Regulation is anathema to the Street. Many in the investment community see the regulatory authorities as hindrances to business and market efficiency, and there’s a lot of anecdotal evidence to support that perspective. But the financial community has pushed the envelope in the last few years, culminating in the near collapse of the system in October, 2008. While Wall Street may regard the various regulatory authorities as the greatest threat to business as usual, there is a bigger issue.

The public perception of the behavior of financial professionals is at an ebb right now, ranging from the anger over the compensation packages of executives that appear to be disconnected from their actual performance, to surprise over the number of private money managers who have treated their clients’ funds as their own ATM. The need for faith in the system on the part of investors is a common cliché, but it may be time to give it an injection of substance. Otherwise, with an administration that is clearly willing to harness populist energy, public anger over the behavior of the financial community may eventually result in a wave of regulation exceeding anything we’ve seen before.

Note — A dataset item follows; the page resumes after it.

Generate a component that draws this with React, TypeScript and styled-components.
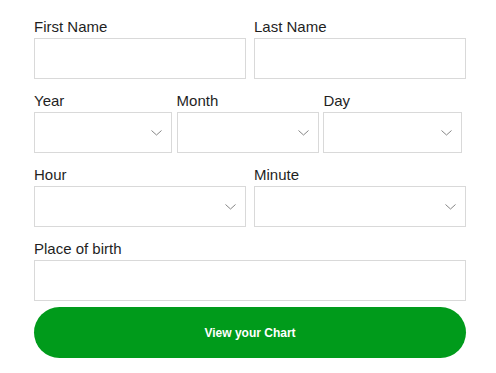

The Flash Crash may represent an opportunity for financial professionals to reconnect with their responsibilities to the public. Here’s our four part plan:

(1) get to the bottom of the flash crash and put in place price discovery mechanisms that eliminate the ability of traders with the fastest computers to game the system;

(2) Congress should pass a real financial regulatory reform bill – we’re in favor of Glass Steagall, the uptick rule, fiduciary standards for brokers, stringent capital requirements/strict leverage limits, banning the originate and distribute model, requiring all derivatives to be settled through a national clearing house, to name a few good ideas;

(3) beef up the expertise of the regulators – all of the current discussion centers around turf rather than capability – so that they can keep up with innovation rather than lagging badly; and

(4) move to international accounting standards and away from the constant shifting of U.S. accounting standards.

For Wall Street, American investors may be a captive audience. They do not have the attention of financial executives, but they do have the ability to influence the behavior of their legislators. If the leaders of the financial industry do not demonstrate a willingness to act on behalf of investors, they may face a wave of regulation that will dramatically constrain their activities. In that case, they would be getting what they deserve.

We believe the banks and brokers would be better off following the model of the mutual fund industry, which has long embraced a comprehensive set of regulations designed to eliminate fraud and conflicts of interest. In the seventy years since the Investment Company Act of 1940 was passed, the industry has worked with the SEC to strengthen and modify the regulatory system to respond to innovation and market changes. The mutual fund industry has recognized that investor confidence is the key to its long term success and that confidence only comes from the trust that investors are appropriately protected. It really should be no surprise that investors too have embraced the mutual fund regulatory model, making it the single, largest repository of investor funds.